ア 幾つかのグループに分かれている既存データ間に分離境界を定め,新たなデータがどのグループに属するかはその分離境界によって判別するパターン認識手法
イ 数式で解を求めることが難しい場合に,乱数を使って疑似データを作り,数値計算をすることによって解を推定するモンテカルロ法
ウ データ同士の類似度を定義し,その定義した類似度に従って似たもの同士は同じグループに入るようにデータをグループ化するクラスタリング
エ プロットされた時系列データに対して,曲線の当てはめを行い,得られた近似曲線によってデータの補完や未来予測を行う回帰分析
(令和元年秋季午前問題より引用)
まずはアを見る。
ア 幾つかのグループに分かれている既存データ間に分離境界を定め,新たなデータがどのグループに属するかはその分離境界によって判別するパターン認識手法
「既存データ間に分離境界を定め」「分離境界によって判別」とあるが、この「分離境界」が教師データに該当するので、このパターン認識は教師あり学習となる
イ 数式で解を求めることが難しい場合に,乱数を使って疑似データを作り,数値計算をすることによって解を推定するモンテカルロ法
モンテカルロ法は、乱数の利用を繰り返し、より正しい解に近いづいていく方法である。したがって強化学習に該当する。
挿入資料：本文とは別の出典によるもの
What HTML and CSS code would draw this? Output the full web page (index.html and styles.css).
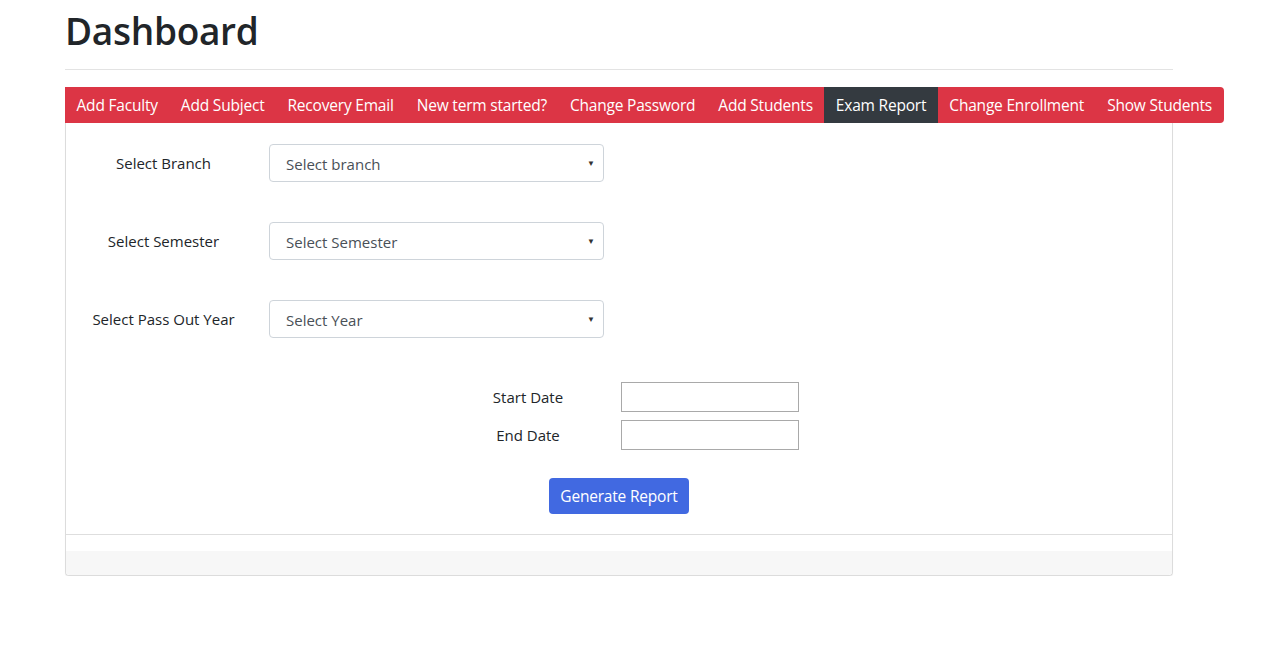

ウ データ同士の類似度を定義し,その定義した類似度に従って似たもの同士は同じグループに入るようにデータをグループ化するクラスタリング
教師データに該当するものがないので、教師あり学習ではない。グループ化するということで、たくさんのデータを用いて学習することから強化学習ではなく、教師なし学習であるとわかる。したがって、ウが正解。
「データをグループ化」ということで、「分類」のキーワードから教師なし学習と判断することもできる。
エ プロットされた時系列データに対して,曲線の当てはめを行い,得られた近似曲線によってデータの補完や未来予測を行う回帰分析
「プロットされた時系列データ」が教師データにあたるので、教師あり学習である。「未来予測」というキーワードからも、教師あり学習であると判断できる。
まとめ
応用情報試験の問題を解きながら、機械学習の分類について学習した。
文章だけではいまいち理解が進まないかもしれないが、実際にプログラムを組んでみるとより深く理解できると思う。近いうちにやってみようと思う。